Nibley takes the idea of gifts from God and moves in a similar radical direction. If God gives everything away, he says, then everybody has the right to what they need to live on (184). He goes back to Deuteronomic law to support this: the owner of a vineyard couldn’t deny a passerby from taking what she could eat (although she couldn’t take more than she could eat), and every seventh year, Israel had to forgive all debts and release all slaves (and slaves had to be released with a generous severance payment, as it were).
Nibley seems to view necessities as quasi-public goods. Note here that I’m putting words in his mouth: he never says public good. And if he had, he’d be wrong: while he claims that, under Deutoronomic law, necessities were to be non-excludible, they were not non-rivalrous. That is, if the passerby eats ten olives as she passes through my vineyard, those are ten olives that I cannot eat.
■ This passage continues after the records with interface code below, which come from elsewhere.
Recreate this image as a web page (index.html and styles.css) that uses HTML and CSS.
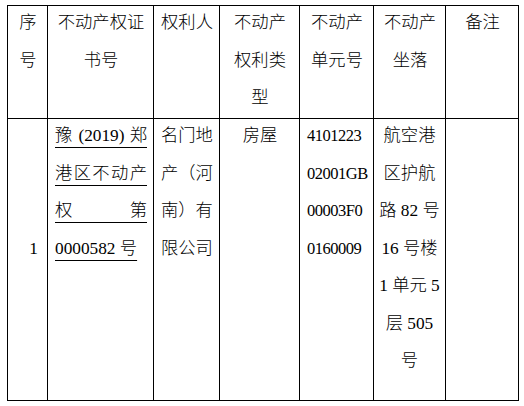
FILE: index.html
```html
<!DOCTYPE html>
<html lang="zh-CN">
<head>
<meta charset="utf-8">
<title>不动产权登记表</title>
<link rel="stylesheet" href="styles.css">
</head>
<body>
<table class="reg">
  <colgroup>
    <col class="c-seq">
    <col class="c-cert">
    <col class="c-owner">
    <col class="c-type">
    <col class="c-unit">
    <col class="c-loc">
    <col class="c-note">
  </colgroup>
  <thead>
    <tr class="head-row">
      <th><div class="txt">序<br>号</div></th>
      <th><div class="txt">不动产权证<br>书号</div></th>
      <th><div class="txt">权利人</div></th>
      <th><div class="txt">不动产<br>权利类<br>型</div></th>
      <th><div class="txt">不动产<br>单元号</div></th>
      <th><div class="txt">不动产<br>坐落</div></th>
      <th><div class="txt">备注</div></th>
    </tr>
  </thead>
  <tbody>
    <tr class="body-row">
      <td class="seq"><div class="txt">1</div></td>
      <td class="cert">
        <div class="txt">
          <div class="jl"><u>豫 (2019) 郑</u></div>
          <div class="jl"><u>港区不动产</u></div>
          <div class="jl"><u>权 第</u></div>
          <div class="ll"><u>0000582 号</u></div>
        </div>
      </td>
      <td class="left"><div class="txt">名门地<br>产（河<br>南）有<br>限公司</div></td>
      <td class="center"><div class="txt">房屋</div></td>
      <td class="unit"><div class="txt">4101223<br>02001GB<br>00003F0<br>0160009</div></td>
      <td class="loc"><div class="txt">航空港<br>区护航<br>路 82 号<br>16 号楼<br>1 单元 5<br>层 505<br>号</div></td>
      <td></td>
    </tr>
  </tbody>
</table>
</body>
</html>
```

FILE: styles.css
```css
html, body {
  margin: 0;
  padding: 0;
  background: #ffffff;
}

body {
  padding: 5px 0 0 7px;
  font-family: "Liberation Serif", "Noto Sans CJK SC", serif;
  font-size: 17.3px;
  font-weight: 300;
  color: #000000;
}

.reg {
  border-collapse: collapse;
  table-layout: fixed;
  width: 512px;
}

.c-seq { width: 40px; }
.c-cert { width: 106px; }
.c-owner { width: 66px; }
.c-type { width: 80px; }
.c-unit { width: 74px; }
.c-loc { width: 72px; }
.c-note { width: 73px; }

.reg th,
.reg td {
  border: 1px solid #000000;
  padding: 0 6px 0 7px;
  vertical-align: top;
  line-height: 37.5px;
  font-weight: 300;
}

.txt {
  margin-top: -2px;
}

.reg th {
  text-align: center;
}

.head-row { height: 113px; }
.body-row { height: 282px; }

.reg .seq {
  text-align: right;
  padding-right: 9px;
  padding-top: 112.5px;
}

.left { text-align: left; }
.center { text-align: center; }

.reg .unit {
  text-align: left;
  white-space: nowrap;
  font-size: 16.5px;
  letter-spacing: -0.5px;
  padding: 0 0 0 7px;
}

.reg .loc {
  text-align: center;
  white-space: nowrap;
  padding: 0 2px;
}

.cert u {
  text-decoration: underline;
  text-decoration-thickness: 1px;
  text-underline-offset: 6px;
}

.jl {
  text-align: justify;
  text-align-last: justify;
}

.ll {
  text-align: left;
}
```
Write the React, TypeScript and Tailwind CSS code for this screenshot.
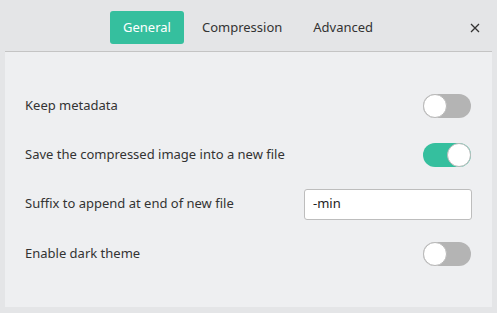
import React from "react";

function Switch({ on }: { on: boolean }) {
  return (
    <div
      className={
        "relative w-[48px] h-[24px] rounded-full " +
        (on ? "bg-[#35bf9e]" : "bg-[#b4b4b4]")
      }
    >
      <div
        className={
          "absolute top-0 w-[24px] h-[24px] rounded-full bg-white border border-[#b9b9b9] " +
          (on ? "right-0" : "left-0")
        }
      />
    </div>
  );
}

export default function App() {
  return (
    <div
      className="w-[497px] h-[313px] bg-[#e4e5e7] text-[#333333] text-[13px]"
      style={{ fontFamily: '"Noto Sans", "Open Sans", sans-serif' }}
    >
      <div className="flex items-center h-[51px] pt-[4px] px-[5px]">
        <div className="flex items-center gap-[5px] ml-[105px]">
          <div className="h-[33px] px-[13px] flex items-center rounded-[3px] bg-[#35bf9e] text-white">
            General
          </div>
          <div className="h-[33px] px-[13px] flex items-center">Compression</div>
          <div className="h-[33px] px-[13px] flex items-center">Advanced</div>
        </div>
        <div className="ml-auto mr-[12px] w-[10px] h-[10px] flex items-center justify-center">
          <svg width="10" height="10" viewBox="0 0 10 10">
            <path d="M1 1L9 9M9 1L1 9" stroke="#333" strokeWidth="1.3" />
          </svg>
        </div>
      </div>
      <div className="mx-[5px] h-[256px] bg-[#eeeff1] border-t border-[#c4c4c4] pt-[29px] pl-[20px] pr-[21px]">
        <div className="flex items-center justify-between h-[49px]">
          <span>Keep metadata</span>
          <Switch on={false} />
        </div>
        <div className="flex items-center justify-between h-[49px]">
          <span>Save the compressed image into a new file</span>
          <Switch on={true} />
        </div>
        <div className="flex items-center justify-between h-[50px]">
          <span>Suffix to append at end of new file</span>
          <div className="w-[168px] h-[31px] mr-[-1px] bg-white border border-[#bdbdbd] rounded-[3px] flex items-center pl-[8px] text-[13px] text-[#222]">
            -min
          </div>
        </div>
        <div className="flex items-center justify-between h-[50px]">
          <span>Enable dark theme</span>
          <Switch on={false} />
        </div>
      </div>
    </div>
  );
}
The problem with public goods is, they tend to be underproduced, because the producer cannot internalize her full profit. That’s why even the most dyed-in-the-wool libertarian agrees that government can and should produce (or subsidize the production of) public goods. Similarly, if the owner of the vineyard cannot prevent the traveler from taking (for free) olives and grapes, the owner may shift production to something that she can fully profit from.
Likewise, the Sabbatical Year’s forgiveness of debts would seem to injure potential borrowers: as you get closer to the Sabbatical Year (where you are required to forgive all debts), credit will freeze up; lenders, knowing they won’t get their money back, just won’t lend, or, if they will lend, will only lend for short terms at high interest rates (to compensate them for the very real possibility that they won’t be paid back).
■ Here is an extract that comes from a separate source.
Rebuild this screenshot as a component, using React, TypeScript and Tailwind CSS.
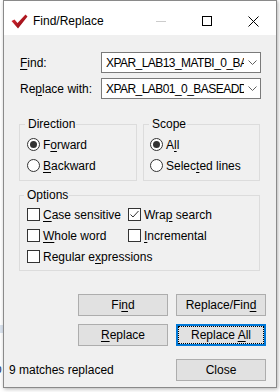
import { FC, ReactNode } from "react";

// mnemonic underline
const U: FC<{ children: ReactNode }> = ({ children }) => (
  <span className="underline decoration-1 underline-offset-[2px]">{children}</span>
);

const Radio: FC<{ checked?: boolean; children: ReactNode }> = ({ checked, children }) => (
  <div className="flex h-[21px] items-center gap-[3px]">
    <span className="flex h-[13px] w-[13px] items-center justify-center rounded-full border border-[#333333] bg-white">
      {checked && <span className="h-[7px] w-[7px] rounded-full bg-[#333333]" />}
    </span>
    <span className="whitespace-nowrap">{children}</span>
  </div>
);

const Check: FC<{ checked?: boolean; children: ReactNode }> = ({ checked, children }) => (
  <div className="flex h-[21px] items-center gap-[3px]">
    <span className="flex h-[13px] w-[13px] items-center justify-center border border-[#333333] bg-white">
      {checked && (
        <svg width="11" height="11" viewBox="0 0 11 11">
          <path d="M1.5 5.5 L4 8 L9.5 2" fill="none" stroke="#333333" strokeWidth="1" />
        </svg>
      )}
    </span>
    <span className="whitespace-nowrap">{children}</span>
  </div>
);

const Combo: FC<{ value: string }> = ({ value }) => (
  <div className="flex h-[21px] w-[160px] items-center border border-[#7a7a7a] bg-white">
    <div className="flex-1 overflow-hidden whitespace-nowrap pl-[4px] tracking-[-0.55px]">{value}</div>
    <div className="flex w-[16px] items-center justify-center">
      <svg width="9" height="5" viewBox="0 0 9 5">
        <path d="M0.5 0.5 L4.5 4.5 L8.5 0.5" fill="none" stroke="#606060" strokeWidth="1" />
      </svg>
    </div>
  </div>
);

const Btn: FC<{ children: ReactNode; primary?: boolean }> = ({ children, primary }) => (
  <div
    className={
      primary
        ? "flex h-[22px] w-[90px] items-center justify-center border-2 border-[#0078d7] bg-[#e1e1e1] outline-1 outline-dotted outline-black outline-offset-[-3px]"
        : "flex h-[22px] w-[90px] items-center justify-center border border-[#adadad] bg-[#e1e1e1]"
    }
  >
    <span className="whitespace-nowrap">{children}</span>
  </div>
);

export default function App() {
  return (
    <div className="relative h-[392px] w-[280px] overflow-hidden bg-white font-['Liberation_Sans',Arial,sans-serif] text-[12px] leading-[14px] text-black">
      {/* bits of the window behind */}
      <div className="absolute left-0 top-[325px] h-[8px] w-[4px] bg-[#dbe4ef]" />
      <div className="absolute left-[-5px] top-[362px] text-[12px] text-[#1f3a6b]">p</div>

      <div className="relative ml-[3px] flex h-[388px] w-[274px] flex-col border border-[#8a8a8a] shadow-[1px_1px_4px_rgba(0,0,0,0.3)]">
        {/* Title bar */}
        <div className="flex h-[34px] items-center bg-white pt-[6px]">
          <svg className="ml-[7px]" width="17" height="15" viewBox="0 0 17 15">
            <defs>
              <linearGradient id="chk" x1="0" y1="0" x2="1" y2="1">
                <stop offset="0" stopColor="#e8323c" />
                <stop offset="1" stopColor="#7a0008" />
              </linearGradient>
            </defs>
            <path d="M0.5 7 L3.5 5.5 L6.5 9 L14.5 0.5 L16.5 2.5 L7 14.5 Z" fill="url(#chk)" />
          </svg>
          <span className="ml-[5px]">Find/Replace</span>
          <div className="ml-auto flex h-full items-center">
            <div className="flex h-full w-[46px] items-center justify-center">
              <span className="h-px w-[10px] bg-[#cccccc]" />
            </div>
            <div className="flex h-full w-[46px] items-center justify-center">
              <span className="h-[10px] w-[10px] border border-black" />
            </div>
            <div className="flex h-full w-[46px] items-center justify-center">
              <svg width="11" height="11" viewBox="0 0 11 11">
                <path d="M0.5 0.5 L10.5 10.5 M10.5 0.5 L0.5 10.5" stroke="#000" strokeWidth="1" />
              </svg>
            </div>
          </div>
        </div>

        {/* Body */}
        <div className="flex flex-1 flex-col bg-[#f0f0f0] pt-[17px]">
          <div className="flex items-center">
            <span className="w-[97px] pl-[16px]">
              <U>F</U>ind:
            </span>
            <Combo value="XPAR_LAB13_MATBI_0_BASEADDR" />
          </div>
          <div className="mt-[5px] flex items-center">
            <span className="w-[97px] pl-[16px]">
              Re<U>p</U>lace with:
            </span>
            <Combo value="XPAR_LAB01_0_BASEADDR" />
          </div>

          <div className="mt-[18px] flex gap-[6px] pl-[15px]">
            <fieldset className="w-[118px] border border-[#dcdcdc] pb-[4px] pl-[7px]">
              <legend className="ml-[-2px] pl-[3px] pr-[1px]">Direction</legend>
              <div className="pt-[3px]">
                <Radio checked>
                  F<U>o</U>rward
                </Radio>
                <Radio>
                  <U>B</U>ackward
                </Radio>
              </div>
            </fieldset>
            <fieldset className="w-[117px] border border-[#dcdcdc] pb-[4px] pl-[6px]">
              <legend className="ml-[-1px] pl-[3px] pr-[1px]">Scope</legend>
              <div className="pt-[3px]">
                <Radio checked>
                  A<U>l</U>l
                </Radio>
                <Radio>
                  Selec<U>t</U>ed lines
                </Radio>
              </div>
            </fieldset>
          </div>

          <div className="pl-[15px]">
            <fieldset className="mt-[7px] w-[241px] border border-[#dcdcdc] pb-[3px] pl-[7px]">
              <legend className="ml-[-3px] pl-[3px] pr-[1px]">Options</legend>
              <div className="grid grid-cols-[101px_1fr] pt-[2px]">
                <Check>
                  <U>C</U>ase sensitive
                </Check>
                <Check checked>
                  Wra<U>p</U> search
                </Check>
                <Check>
                  <U>W</U>hole word
                </Check>
                <Check>
                  <U>I</U>ncremental
                </Check>
                <div className="col-span-2">
                  <Check>
                    Regular e<U>x</U>pressions
                  </Check>
                </div>
              </div>
            </fieldset>
          </div>

          <div className="mt-[23px] flex flex-col gap-[8px] pr-[10px]">
            <div className="flex justify-end gap-[8px]">
              <Btn>
                Fi<U>n</U>d
              </Btn>
              <Btn>
                Replace/Fin<U>d</U>
              </Btn>
            </div>
            <div className="flex justify-end gap-[8px]">
              <Btn>
                <U>R</U>eplace
              </Btn>
              <Btn primary>
                Replace <U>A</U>ll
              </Btn>
            </div>
            <div className="mt-[5px] flex items-center justify-between">
              <span className="pl-[5px]">9 matches replaced</span>
              <Btn>Close</Btn>
            </div>
          </div>
        </div>
      </div>
    </div>
  );
}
Nibley recognizes the impracticalities of his view of the right to necessities: “The question is never raised, ‘Will this work, is it practical, is it sensible, is it realistic?; Quite the contrary, the main question always is whether people feel good about serving him . . .” (187). But maybe that’s the point, at least rhetorically. Because clearly this won’t work.[fn1] But God has told us to put off the natural man, who may be, in part, homo economicus. Because our goal is not necessarily efficiency; rather, our goal is to create Zion.
That doesn’t mean that we need to pursue economic inefficiency; reflexively running away from the efficient solution is just as wrongheaded as pursuing efficiency as the end goal. Instead, we need to work through what our (read: God’s) goal is, and pursue it using the best path possible. And, if positing a world of radical inefficiency is what it takes to shake us from our blind faith in efficient solutions, so be it.
- Nibley talks briefly about the mezuzah; it jumped out at me because our neighbors have one, as did several neighbors in New York. Having seen them in person helps me grasp what they are and, to some extent, what they mean.
- If we’re looking to create a society that produces public goods and quasi-public goods sufficiently, we need to have some incentive. Government works, but Nibley seems to posit a Zion that inculcates those norms through reputation and familial instruction (188). And really, in Mormondom, we do a lot of that: I teach my children to put off the natural man, in spite of the fact that the natural man comes more, well, naturally. And they interact in a society that rewards them for acting according to these norms.
- My etymological disagreement du jour[fn2]: Nibley mentions D&C 59:20‘s proscription on obtaining the things of the earth through extortion; he defines extortion as “to squeeze the last drop out of a thing” (193). As best I can tell, he’s right about the underlying Latin. But I suspect we get a better picture of the meaning of the verse by understanding the word as Joseph would have understood it; Webster’s 1828 dictionary defines extortion as “wresting any thing from a person by force, duress, menaces, authority,or by any undue exercise of power.” That is, we’re being told not to take the things of the earth by violence or other abuse of power. It’s still bad, just flavored slightly differently.
- I didn’t spend time on it, but my favorite part of this discourse is Nibley’s assertion that God doesn’t tolerate meanness of spirit, doesn’t tolerate our taking advantage of our neighbors (192).
FYI: This will probably be the last AZP post until sometime in August. As much fun as I’m having with it, the next month or so will be crazy for me. But I hope to see you all again when it picks up again.
[fn1] And please don’t argue that it will; it won’t.
[fn2] And what is more fun than an etymologic disagreement?